RESEARCH AND DEVELOPMENT EXPENSES. Research and development expenses
increased by $1.8 million or 85% from $2.1 million to $3.9 million. The increase
was attributable to the $1.9 million increase in funded research and development
revenue as well as the Company's increased focus on internally funded research
and development projects including the development of power conversion products
for the distributed power generation market.
AMORTIZATION OF INTANGIBLES. Amortization of intangibles increased by
$222,000 or 220% from $101,000 to $323,000. This increase was the result of
amortization of intangibles recorded in connection with the acquisitions of Ling
Electronics in October 1999 and certain intellectual property and other
intangible assets from Northrop Grumman Corporation in November 1999.

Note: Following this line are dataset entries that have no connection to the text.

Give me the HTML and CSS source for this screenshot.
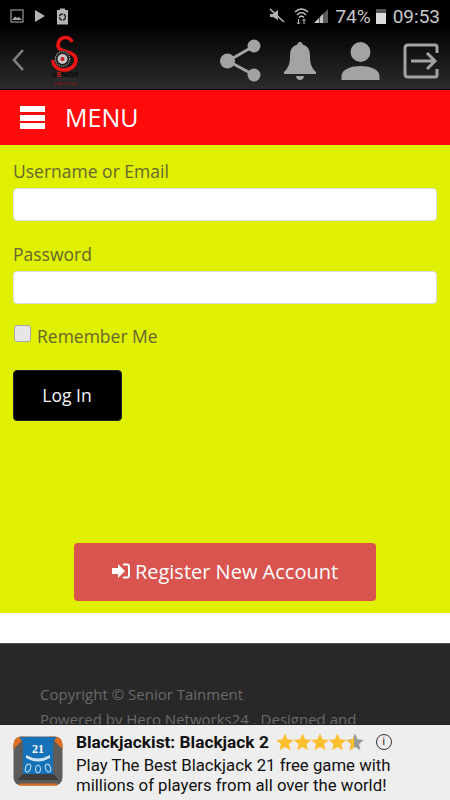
FILE: index.html
```html
<!DOCTYPE html>
<html lang="en">
<head>
    <meta charset="UTF-8">
    <meta name="viewport" content="width=device-width, initial-scale=1.0">
    <title>Senior Tainment</title>
    <link rel="stylesheet" href="styles.css">
</head>
<body>

    <div class="top">
        <!-- Phone status bar -->
        <div class="status-bar">
            <div class="status-left">
                <svg width="14" height="14" viewBox="0 0 14 14"><rect x="1" y="1" width="12" height="12" fill="none" stroke="#8c8c8c" stroke-width="1.3"/><path d="M2 11 L5 7.5 L7 9 L9 8 L12 11 Z" fill="#a8a8a8"/></svg>
                <svg width="12" height="14" viewBox="0 0 12 14"><path d="M1 1 L11 7 L1 13 Z" fill="#b4b4b4"/></svg>
                <svg width="13" height="17" viewBox="0 0 13 17"><path d="M4 0.5 H9 V2 H12 V16.5 H1 V2 H4 Z" fill="#b4b4b4"/><circle cx="6.5" cy="9" r="3" fill="none" stroke="#222" stroke-width="1.4" stroke-dasharray="4 1"/></svg>
            </div>
            <div class="status-right">
                <svg width="16" height="16" viewBox="0 0 16 16"><path d="M1 6 H4 L9 2 V12 L4 9 H1 Z" fill="#b4b4b4"/><path d="M1 1 L15 14" stroke="#b4b4b4" stroke-width="1.6"/></svg>
                <svg class="wifi" width="15" height="18" viewBox="0 0 15 18"><path d="M1 5 Q7.5 -1 14 5 M3 8 Q7.5 3 12 8 M5 10.5 Q7.5 8 10 10.5" fill="none" stroke="#c4c4c4" stroke-width="1.4"/><path d="M4.5 12 V17 M3 15.5 L4.5 17 L6 15.5 M10 17 V12 M8.5 13.5 L10 12 L11.5 13.5" fill="none" stroke="#c4c4c4" stroke-width="1"/></svg>
                <svg class="signal" width="16" height="16" viewBox="0 0 16 16"><path d="M1 15 L15 1 V15 Z" fill="#5c5c5c"/><path d="M1 15 L6 10 V15 Z M7 15 V9 L10 6 V15 Z" fill="#c4c4c4"/></svg>
                <span class="battery-pct">74%</span>
                <span class="battery"><span class="battery-fill"></span></span>
                <span class="clock">09:53</span>
            </div>
        </div>

        <!-- App header -->
        <div class="app-header">
            <svg class="back" width="14" height="24" viewBox="0 0 14 24"><path d="M12 2 L3 12 L12 22" fill="none" stroke="#808080" stroke-width="2.6"/></svg>
            <div class="logo">
                <svg width="32" height="52" viewBox="0 0 32 52">
                    <path d="M23 8 C22 5 19 3.500 16 3.500 C12 3.500 9 7 9 11 C9 15 12 16 17 17.500 C23 19 27 22 27 26 C27 32 21 36 15 36 C9 36 4 32 4 26" fill="none" stroke="#f01414" stroke-width="3.6"/>
                    <circle cx="13.500" cy="25" r="8.500" fill="#1c1c1c"/>
                    <circle cx="13.500" cy="25" r="7.200" fill="none" stroke="#aaa" stroke-width="1.200" stroke-dasharray="1 1"/>
                    <circle cx="13.500" cy="25" r="5" fill="#c4c4c4"/>
                    <circle cx="13.500" cy="25" r="2" fill="#d01818"/>
                    <text x="16.500" y="43" class="logo-name" text-anchor="middle">S<tspan fill="#d01818">E</tspan>NIOR</text>
                    <text x="16.500" y="47" class="logo-line" text-anchor="middle">TAINMENT</text>
                    <text x="16.500" y="51" class="logo-sub" text-anchor="middle">LIFE STYLE</text>
                </svg>
            </div>
            <div class="header-icons">
                <svg width="42" height="44" viewBox="0 0 42 44"><path d="M34 7 L8 22 L34 36" fill="none" stroke="#a3a3a3" stroke-width="3"/><circle cx="34" cy="7" r="6.500" fill="#a3a3a3"/><circle cx="7.500" cy="22" r="7.500" fill="#a3a3a3"/><circle cx="34" cy="36" r="6.500" fill="#a3a3a3"/></svg>
                <svg width="34" height="40" viewBox="0 0 34 40"><path d="M17 1 C19 1 19.500 2.500 19.500 3.500 C25 5 27 9 27 15 C27 22 28 26 33 31 V33 H1 V31 C6 26 7 22 7 15 C7 9 9 5 14.500 3.500 C14.500 2.500 15 1 17 1 Z" fill="#a3a3a3"/><path d="M13 35 H21 C20.500 38 19 39 17 39 C15 39 13.500 38 13 35 Z" fill="#a3a3a3"/></svg>
                <svg class="icon-user" width="39" height="40" viewBox="0 0 39 40"><circle cx="19.500" cy="11" r="10" fill="#a3a3a3"/><path d="M0.500 39 V35 C0.500 28 11 25 19.500 25 C28 25 38.500 28 38.500 35 V39 Z" fill="#a3a3a3"/></svg>
                <svg class="icon-exit" width="36" height="36" viewBox="0 0 36 36"><path d="M34 10 V4 Q34 2 32 2 H5 Q2 2 2 5 V31 Q2 34 5 34 H32 Q34 34 34 32 V26" fill="none" stroke="#a3a3a3" stroke-width="3"/><path d="M8 18 H32 M24 10 L32 18 L24 26" fill="none" stroke="#a3a3a3" stroke-width="3"/></svg>
            </div>
        </div>
    </div>

    <!-- Menu bar -->
    <div class="menu-bar">
        <span class="burger"><i></i><i></i><i></i></span>
        <span class="menu-label">MENU</span>
    </div>

    <!-- Login form -->
    <div class="login">
        <label class="field-label">Username or Email</label>
        <input class="field" type="text">
        <label class="field-label">Password</label>
        <input class="field" type="password">
        <div class="remember">
            <span class="check"></span>
            <span>Remember Me</span>
        </div>
        <button class="login-btn">Log In</button>
        <button class="register-btn">
            <svg width="18" height="16" viewBox="0 0 18 16"><path d="M0 5 H6 V1 L13 8 L6 15 V11 H0 Z" fill="#fff"/><path d="M11 1.500 H15 Q17 1.500 17 3.500 V12.500 Q17 14.500 15 14.500 H11" fill="none" stroke="#fff" stroke-width="2"/></svg>
            Register New Account
        </button>
    </div>

    <div class="spacer"></div>

    <div class="footer">
        <p>Copyright © Senior Tainment</p>
        <p>Powered by Hero Networks24 . Designed and</p>
    </div>

    <!-- Ad banner over the page bottom -->
    <div class="ad">
        <svg class="ad-icon" width="50" height="50" viewBox="0 0 50 50">
            <rect x="0.500" y="0.500" width="49" height="49" rx="8" fill="#5c5c5c"/>
            <path d="M0.500 9 Q0.500 0.500 9 0.500 H13 L0.500 13 Z M49.500 9 Q49.500 0.500 41 0.500 H37 L49.500 13 Z" fill="#e07020"/>
            <path d="M6 48.500 H44" stroke="#e06a1c" stroke-width="2"/>
            <path d="M6 1 H44 L40 6 V38 H10 V6 Z" fill="#1672b8"/>
            <path d="M10 38 H40 L46 44 H4 Z" fill="#3d3d3d"/>
            <text x="25" y="17" class="ad-icon-num" text-anchor="middle">21</text>
            <path d="M13 19 Q25 26 37 19 L37 22 Q25 29 13 22 Z" fill="#cfe3f2"/>
            <ellipse cx="15" cy="32" rx="2.500" ry="4" fill="none" stroke="#cfe3f2" transform="rotate(20 15 32)"/>
            <ellipse cx="25" cy="33" rx="2.500" ry="4" fill="none" stroke="#cfe3f2"/>
            <ellipse cx="35" cy="32" rx="2.500" ry="4" fill="none" stroke="#cfe3f2" transform="rotate(-20 35 32)"/>
        </svg>
        <div class="ad-body">
            <div class="ad-title-row">
                <span class="ad-title">Blackjackist: Blackjack 2</span>
                <svg class="stars" width="88" height="18" viewBox="0 0 88 18">
                    <defs>
                        <path id="star" d="M9 0.500 L11.500 6.300 L17.800 6.900 L13 11 L14.500 17.200 L9 13.900 L3.500 17.200 L5 11 L0.200 6.900 L6.500 6.300 Z"/>
                        <clipPath id="half"><rect x="0" y="0" width="8" height="18"/></clipPath>
                    </defs>
                    <use href="#star" fill="#fdbf2d"/>
                    <use href="#star" x="17.500" fill="#fdbf2d"/>
                    <use href="#star" x="35" fill="#fdbf2d"/>
                    <use href="#star" x="52.500" fill="#fdbf2d"/>
                    <use href="#star" x="70" fill="#9a9a9a"/>
                    <g transform="translate(70 0)"><use href="#star" fill="#fdbf2d" clip-path="url(#half)"/></g>
                </svg>
                <span class="ad-info">i</span>
            </div>
            <div class="ad-text">Play The Best Blackjack 21 free game with<br>millions of players from all over the world!</div>
        </div>
    </div>

</body>
</html>
```

FILE: styles.css
```css
* {
    margin: 0;
    padding: 0;
    box-sizing: border-box;
}

html, body {
    height: 800px;
    overflow: hidden;
}

body {
    font-family: 'Open Sans', sans-serif;
    background-color: #fff;
    position: relative;
}

.top {
    height: 90px;
    background: linear-gradient(#000 0, #000 24px, #2b2b2b 89px);
    border-bottom: 1px solid #000;
}

.status-bar {
    height: 32px;
    display: flex;
    justify-content: space-between;
    align-items: center;
    padding: 0 10px 0 10px;
}

.status-left {
    display: flex;
    align-items: center;
    gap: 10px;
}

.status-right {
    display: flex;
    align-items: center;
    font-family: Roboto, sans-serif;
    color: #c8c8c8;
    font-size: 19px;
}

.wifi {
    margin-left: 9px;
}

.signal {
    margin-left: 4px;
}

.battery-pct {
    margin-left: 6px;
}

.battery {
    width: 10px;
    height: 15px;
    margin-left: 5px;
    margin-right: 7px;
    background-color: #555;
    display: flex;
    align-items: flex-end;
}

.battery-fill {
    width: 100%;
    height: 11px;
    background-color: #ddd;
}

.app-header {
    height: 57px;
    display: flex;
    align-items: center;
    padding-left: 11px;
}

.back {
    margin-top: -1px;
}

.logo {
    margin-left: 24px;
    margin-top: -2px;
    display: flex;
}

.logo-name {
    font-family: 'Liberation Sans', sans-serif;
    font-size: 7px;
    font-weight: bold;
    fill: #0c0c0c;
}

.logo-line {
    font-family: 'Liberation Sans', sans-serif;
    font-size: 4px;
    fill: #3a3a3a;
}

.logo-sub {
    font-family: 'Liberation Sans', sans-serif;
    font-size: 4px;
    fill: #b01414;
}

.header-icons {
    margin-left: auto;
    display: flex;
    align-items: center;
    gap: 21px;
    padding-right: 11px;
}

.icon-user {
    margin-left: 3px;
}

.icon-exit {
    margin-left: 2px;
}

.menu-bar {
    height: 55px;
    background-color: #ff0a0a;
    display: flex;
    align-items: center;
    padding-left: 20px;
}

.burger {
    width: 25px;
    display: flex;
    flex-direction: column;
    gap: 2.500px;
}

.burger i {
    height: 6px;
    background-color: #fff;
}

.menu-label {
    margin-left: 20px;
    color: #fff;
    font-size: 25px;
    line-height: 1;
}

.login {
    height: 468px;
    background-color: #dff000;
    padding: 14px 13px 0;
    display: flex;
    flex-direction: column;
    align-items: flex-start;
}

.field-label {
    color: #66662f;
    font-size: 17.500px;
    line-height: 24px;
}

.field {
    width: 100%;
    height: 33px;
    margin-top: 5px;
    margin-bottom: 21px;
    background-color: #fff;
    border: 1px solid #ddd;
    border-radius: 4px;
}

.remember {
    display: flex;
    align-items: center;
    color: #66662f;
    font-size: 17.500px;
    line-height: 24px;
    gap: 6px;
    margin-top: -1px;
}

.check {
    width: 17px;
    height: 17px;
    margin-top: -6px;
    margin-left: 1px;
    background-color: #e6e6e6;
    border: 1px solid #a9a9a9;
    border-radius: 3px;
}

.login-btn {
    width: 109px;
    height: 51px;
    margin-top: 22px;
    padding: 0 1px 2px 0;
    background-color: #000;
    color: #f4f4f4;
    border: 1px solid #222;
    border-radius: 4px;
    font-family: 'Open Sans', sans-serif;
    font-size: 17.500px;
}

.register-btn {
    width: 302px;
    height: 58px;
    margin-top: 122px;
    padding-bottom: 2px;
    align-self: center;
    background-color: #d9534f;
    color: #fff;
    border: none;
    border-radius: 4px;
    font-family: 'Open Sans', sans-serif;
    font-size: 20px;
    display: flex;
    align-items: center;
    justify-content: center;
    gap: 5px;
}

.spacer {
    height: 30px;
    background-color: #fff;
}

.footer {
    height: 157px;
    overflow: hidden;
    background-color: #282828;
    border-top: 1px solid #555;
    padding: 40px 40px 0;
    color: #6a6a6a;
    font-size: 15px;
    line-height: 21px;
}

.footer p {
    margin-bottom: 4px;
    white-space: nowrap;
}

.ad {
    position: absolute;
    left: 0;
    bottom: 0;
    width: 450px;
    height: 76px;
    background-color: #eee;
    border-top: 1px solid #222;
    display: flex;
    font-family: Roboto, sans-serif;
    color: #111;
}

.ad-icon {
    margin: 11px 0 0 13px;
    flex: none;
}

.ad-body {
    margin-left: 13px;
    padding-top: 6px;
}

.ad-title-row {
    display: flex;
    align-items: center;
    height: 21px;
}

.ad-title {
    font-size: 17.300px;
    font-weight: bold;
}

.stars {
    margin-left: 7px;
}

.ad-info {
    width: 16px;
    height: 16px;
    margin-left: 12px;
    border: 1px solid #333;
    border-radius: 50%;
    font-size: 10px;
    line-height: 14px;
    text-align: center;
}

.ad-text {
    font-size: 16.750px;
    line-height: 20px;
    margin-top: 3px;
    white-space: nowrap;
}

.ad-icon-num {
    font-family: 'Liberation Serif', serif;
    font-size: 12px;
    font-weight: bold;
    fill: #fff;
}
```
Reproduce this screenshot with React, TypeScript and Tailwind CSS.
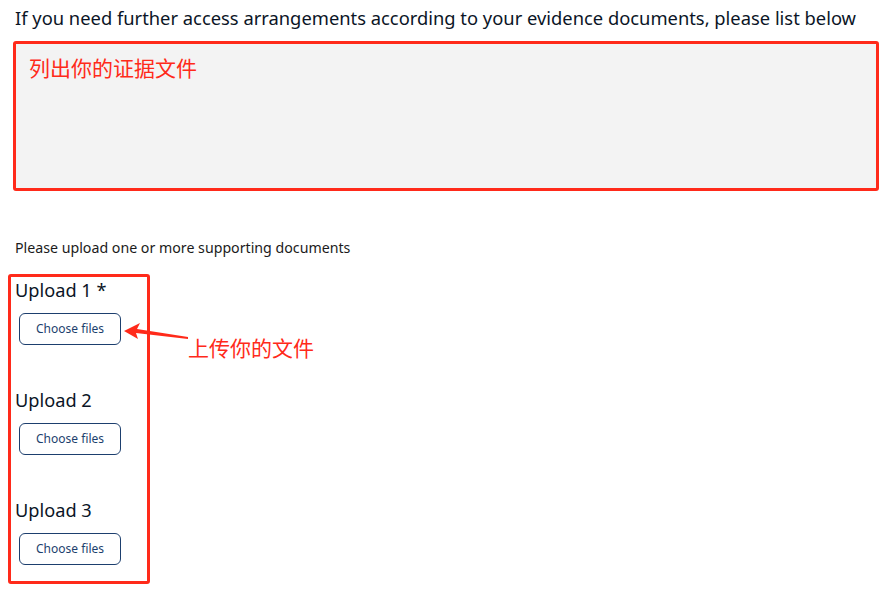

LOSS FROM INVESTMENT IN BEACON POWER CORPORATION. For the three months
ended June 30, 2000, the Company did not record a loss from its investment in
Beacon Power. As of June 22, 1999, the Company's investment in Beacon Power had
been reduced to zero, and no additional losses were recorded during the period
from June 23, 1999 through June 30, 2000. During June 1999, we committed an
additional $1.0 million in financing to Beacon Power and accordingly, recorded a
$1.0 million loss from our investment in Beacon Power representing a portion of
our suspended losses from Beacon Power.
OTHER INCOME (EXPENSE), NET. Other income, net increased to $146,000 from
$187,000 of other expense, net. The increase was the result of an increase in
cash and cash equivalents being maintained in interest bearing accounts and a
decrease of interest expense associated with the Company's line of credit.
18
<PAGE>
COMPARISON OF NINE MONTHS ENDED JUNE 30, 2000 AND JUNE 30, 1999 (AS
RESTATED)
PRODUCT REVENUE. Product revenue increased by $7.9 million or 123% from
$6.4 million to $14.3 million. This increase was attributable to $5.2 million in
revenue from Ling Electronics and a $2.7 million increase in revenue from the
Company's microelectronics products, high performance motors and magnetic
levitation products.
FUNDED RESEARCH AND DEVELOPMENT REVENUE. Funded research and development
revenue increased by $1.4 million or 28% from $5.1 million to $6.5 million. This
increase was attributable to $3.2 million funded research and development
revenue from a Department of Energy program to develop low-cost power conversion
modules for electric and hybrid-electric vehicles partially offset by the
Company's increased focus on internally funded research projects including the
development of power conversion products for the distributed power generation
market.
GROSS MARGIN. Gross margin increased by $3.6 million or 75% from
$4.8 million to $8.3 million. Gross margin from products increased by
$2.1 million and funded research and development increased by $1.4 million.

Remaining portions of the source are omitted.